Not a single budget pricing line?

That can't be true, specially for AMD where their most expensive CPU was around $300 at launch 4 years ago.

Their budget CPUs are Bristol Ridge which are priced up to $150.

And for reference this is how we know its an engineering sample
2D3151A2M88E - thats the OPN code

The first digit, 2, indicates that its a prototype/ES chip.
D indicates that its for a desktop socket
Then comes the frequency
a bunch of other indicators for socket type, core count, revision, and etc.

Don't listen to the moron.
Over a year ago an OEM *hinted* that then titled Summit Ridge CPU would top out around $500, and the mainstream Raven Ridge APU would top out at $250.
Thats been the expected ballpark pricing, and subsequent leaks have all fallen in line with that.
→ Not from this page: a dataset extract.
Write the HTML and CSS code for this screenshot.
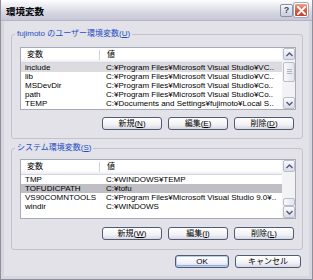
FILE: index.html
```html
<!DOCTYPE html>
<html lang="ja">
<head>
<meta charset="utf-8">
<title>環境変数</title>
<link rel="stylesheet" href="styles.css">
</head>
<body>
<div class="window">
  <div class="titlebar">
    <span class="title">環境変数</span>
    <div class="tb-buttons">
      <span class="tb-btn help">?</span>
      <span class="tb-btn close">
        <svg width="9" height="9" viewBox="0 0 9 9"><path d="M1 1 L8 8 M8 1 L1 8" stroke="#fff" stroke-width="1.8" stroke-linecap="square"/></svg>
      </span>
    </div>
  </div>
  <div class="client">
    <fieldset class="group group-user">
      <legend>fujimoto のユーザー環境変数(<u>U</u>)</legend>
      <div class="list list-user">
        <div class="list-main">
          <div class="header"><span class="hcol1">変数</span><span class="hcol2">値</span></div>
          <div class="row sel-light"><span class="c1">include</span><span class="c2">C:¥Program Files¥Microsoft Visual Studio¥VC..</span></div>
          <div class="row"><span class="c1">lib</span><span class="c2">C:¥Program Files¥Microsoft Visual Studio¥VC..</span></div>
          <div class="row"><span class="c1">MSDevDir</span><span class="c2">C:¥Program Files¥Microsoft Visual Studio¥Co..</span></div>
          <div class="row"><span class="c1">path</span><span class="c2">C:¥Program Files¥Microsoft Visual Studio¥Co..</span></div>
          <div class="row"><span class="c1">TEMP</span><span class="c2">C:¥Documents and Settings¥fujimoto¥Local S..</span></div>
        </div>
        <div class="vscroll">
          <div class="sb-btn"><svg width="7" height="5" viewBox="0 0 7 5"><path d="M0.5 4 L3.5 1 L6.5 4" fill="none" stroke="#4d5a78" stroke-width="1.4"/></svg></div>
          <div class="sb-track">
            <div class="sb-thumb thumb-user"><span class="grip"></span></div>
          </div>
          <div class="sb-btn"><svg width="7" height="5" viewBox="0 0 7 5"><path d="M0.5 1 L3.5 4 L6.5 1" fill="none" stroke="#4d5a78" stroke-width="1.4"/></svg></div>
        </div>
      </div>
      <div class="btn-row">
        <span class="btn">新規(<u>N</u>)</span>
        <span class="btn">編集(<u>E</u>)</span>
        <span class="btn">削除(<u>D</u>)</span>
      </div>
    </fieldset>

    <fieldset class="group group-sys">
      <legend>システム環境変数(<u>S</u>)</legend>
      <div class="list list-sys">
        <div class="list-main">
          <div class="header"><span class="hcol1">変数</span><span class="hcol2">値</span></div>
          <div class="row"><span class="c1">TMP</span><span class="c2">C:¥WINDOWS¥TEMP</span></div>
          <div class="row sel-dark"><span class="c1">TOFUDICPATH</span><span class="c2">C:¥tofu</span></div>
          <div class="row"><span class="c1">VS90COMNTOOLS</span><span class="c2">C:¥Program Files¥Microsoft Visual Studio 9.0¥..</span></div>
          <div class="row"><span class="c1">windir</span><span class="c2">C:¥WINDOWS</span></div>
        </div>
        <div class="vscroll">
          <div class="sb-btn"><svg width="7" height="5" viewBox="0 0 7 5"><path d="M0.5 4 L3.5 1 L6.5 4" fill="none" stroke="#4d5a78" stroke-width="1.4"/></svg></div>
          <div class="sb-track track-sys">
            <div class="sb-thumb thumb-sys"></div>
          </div>
          <div class="sb-btn"><svg width="7" height="5" viewBox="0 0 7 5"><path d="M0.5 1 L3.5 4 L6.5 1" fill="none" stroke="#4d5a78" stroke-width="1.4"/></svg></div>
        </div>
      </div>
      <div class="btn-row">
        <span class="btn">新規(<u>W</u>)</span>
        <span class="btn">編集(<u>I</u>)</span>
        <span class="btn">削除(<u>L</u>)</span>
      </div>
    </fieldset>

    <div class="dlg-buttons">
      <span class="btn btn-default btn-ok">OK</span>
      <span class="btn btn-cancel">キャンセル</span>
    </div>
  </div>
</div>
</body>
</html>
```

FILE: styles.css
```css
html, body {
  margin: 0;
  padding: 0;
}
body {
  width: 313px;
  height: 280px;
  overflow: hidden;
  background: #e3e2e8;
  font-family: "Liberation Sans", "Noto Sans CJK JP", sans-serif;
  font-size: 8px;
  color: #000;
}
.window {
  width: 313px;
  height: 280px;
  box-sizing: border-box;
  display: flex;
  flex-direction: column;
  background: #e3e2e8;
  border: 1px solid #8e8e9c;
  border-top: none;
}
.titlebar {
  height: 21px;
  flex: none;
  display: flex;
  align-items: center;
  justify-content: space-between;
  padding: 0 4px 0 4px;
  background: linear-gradient(to bottom, #ffffff 0%, #eeeef4 25%, #d8d8e4 60%, #c6c6d6 100%);
  border-bottom: 1px solid #b4b4c4;
  box-sizing: border-box;
}
.title {
  font-family: "Noto Sans CJK JP", sans-serif;
  font-weight: bold;
  font-size: 9.5px;
  line-height: 12px;
  padding-left: 1px;
  padding-top: 1px;
}
.tb-buttons {
  display: flex;
  gap: 1px;
  align-items: center;
}
.tb-btn {
  width: 13px;
  height: 13px;
  box-sizing: border-box;
  border-radius: 2px;
  display: flex;
  align-items: center;
  justify-content: center;
}
.help {
  background: linear-gradient(to bottom, #f6f7fb 0%, #c9cddc 100%);
  border: 1px solid #8a90a8;
  color: #3b4868;
  font-weight: bold;
  font-size: 9px;
  line-height: 11px;
}
.close {
  background: linear-gradient(to bottom, #eea08c 0%, #d75a3e 55%, #c4452c 100%);
  border: 1px solid #ffffff;
  box-shadow: 0 0 0 1px #a8a8b8;
  width: 14px;
  height: 14px;
}
.client {
  flex: 1;
  display: flex;
  flex-direction: column;
  padding: 8px 6px 0 7px;
  border-left: 3px solid #d6d6de;
  border-right: 3px solid #d6d6de;
  border-bottom: 3px solid #d6d6de;
}
.group {
  margin: 0;
  border: 1px solid #c2c2cc;
  border-radius: 3px;
  padding: 8px 6px 8px 8px;
  min-width: 0;
}
.group legend {
  color: #1f4fc4;
  font-size: 8px;
  line-height: 10px;
  padding: 0 2px;
  margin-left: -5px;
}
.group-sys {
  margin-top: 4px;
  padding-top: 6px;
  padding-bottom: 9px;
}
.list {
  background: #fff;
  border: 1px solid #a6abb8;
  display: flex;
}
.list-user { height: 61px; }
.list-sys { height: 58px; }
.list-main {
  flex: 1;
  overflow: hidden;
  min-width: 0;
}
.header {
  height: 15px;
  box-sizing: border-box;
  display: flex;
  align-items: center;
  background: linear-gradient(to bottom, #ffffff 0%, #ffffff 75%, #ececf0 100%);
  border-bottom: 1px solid #d6d6de;
}
.hcol1 {
  width: 79px;
  padding-left: 6px;
  box-sizing: border-box;
  border-right: 1px solid #d0d0d8;
  line-height: 10px;
}
.hcol2 {
  padding-left: 7px;
  line-height: 10px;
}
.row {
  height: 9px;
  line-height: 9px;
  display: flex;
  white-space: nowrap;
}
.c1 {
  width: 80px;
  padding-left: 4px;
  box-sizing: border-box;
  flex: none;
}
.c2 {
  padding-left: 5px;
}
.sel-light { background: #dcdce0; }
.sel-dark { background: #bebec4; }
.vscroll {
  width: 13px;
  flex: none;
  display: flex;
  flex-direction: column;
  background: #f3f3f6;
}
.sb-btn {
  height: 12px;
  margin: 0 0 0 1px;
  box-sizing: border-box;
  border: 1px solid #b8bccb;
  border-radius: 2px;
  background: linear-gradient(to bottom, #fbfbfd 0%, #dadce6 100%);
  display: flex;
  align-items: center;
  justify-content: center;
}
.sb-track {
  flex: 1;
  display: flex;
  flex-direction: column;
  padding: 2px 0 2px 1px;
}
.sb-thumb {
  box-sizing: border-box;
  border: 1px solid #b8bccb;
  border-radius: 2px;
  background: linear-gradient(to right, #f8f8fb 0%, #e4e5ec 100%);
  display: flex;
  align-items: center;
  justify-content: center;
}
.thumb-user { height: 20px; }
.thumb-sys { height: 8px; margin-top: auto; }
.track-sys { padding-bottom: 0; }
.grip {
  width: 5px;
  height: 6px;
  background: repeating-linear-gradient(to bottom, #b0b4c4 0, #b0b4c4 1px, transparent 1px, transparent 2px);
}
.btn-row {
  display: flex;
  justify-content: flex-end;
  gap: 6px;
  margin-top: 7px;
  padding-right: 2px;
}
.btn {
  width: 60px;
  height: 13px;
  box-sizing: border-box;
  border: 1px solid #4f5a73;
  border-radius: 3px;
  background: linear-gradient(to bottom, #ffffff 0%, #f2f2f6 60%, #d8d8e2 100%);
  display: flex;
  align-items: center;
  justify-content: center;
  line-height: 10px;
  white-space: nowrap;
}
.group-sys .btn-row { margin-top: 8px; }
.dlg-buttons {
  display: flex;
  justify-content: flex-end;
  gap: 6px;
  margin-top: 5px;
  padding-right: 2px;
}
.btn-ok { width: 54px; }
.btn-cancel { width: 66px; }
.btn-default {
  box-shadow: inset 0 0 0 1px #b9cdf0, inset 0 -1px 0 1px #97b3e6;
}
```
They aren't pricing anything above $500, and the lowest binned parts sure as fuck aren't going to be $350.
Su stated that they wanted to shake off the perception of AMD being the budget alternative, and later said that ASP would be higher than any prior FX parts. Though they still don't have the brand strength to compete with intel 1:1 on pricing. They're trying to win back market share, and value is the best way to do it.
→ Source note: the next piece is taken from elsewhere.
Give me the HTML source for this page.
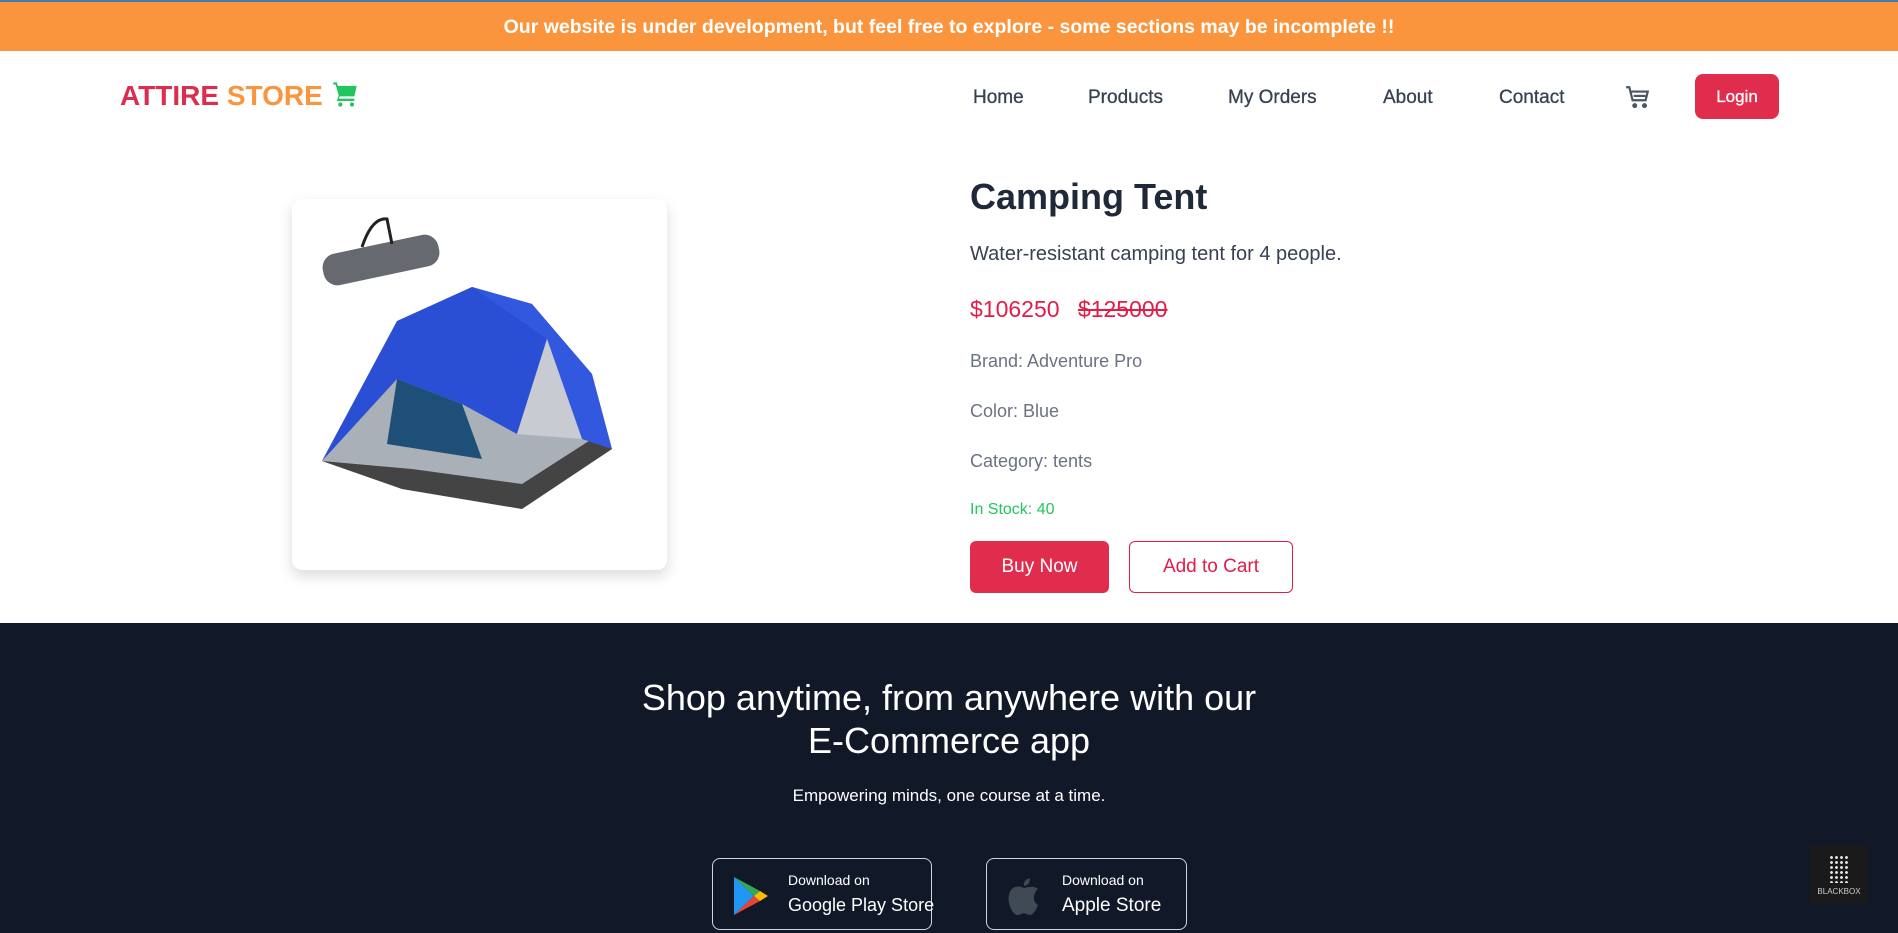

But both FX and their APU series was priced almost the same, why the hell it would be difference now?

Their shitty eight-core flagship is barely on par with the i7-6850K. You know they're going to price it like it in order to "compete", even though they're conning consumers into buying half-assed CPUs that have less features and capabilities than their Intel counterpart.
Hell, I don't even think Intel has to do any sort of price drop to respond to Zen, AMD is going to shoot their own foot with pricing or overhyped marketing biting their asses again. People still remember Bulldozer and the lies AMD's marketing team made to polish their turd.

Was meant for this

Do you have any self awareness at all? You sound like a 14 year old dumbfuck on Sup Forums.

Intel is making 6 core desktop chips mainstream with Coffee Lake, and this is a direct response to AMD's Ryzen CPU line.
Keep on shitposting, under age shill.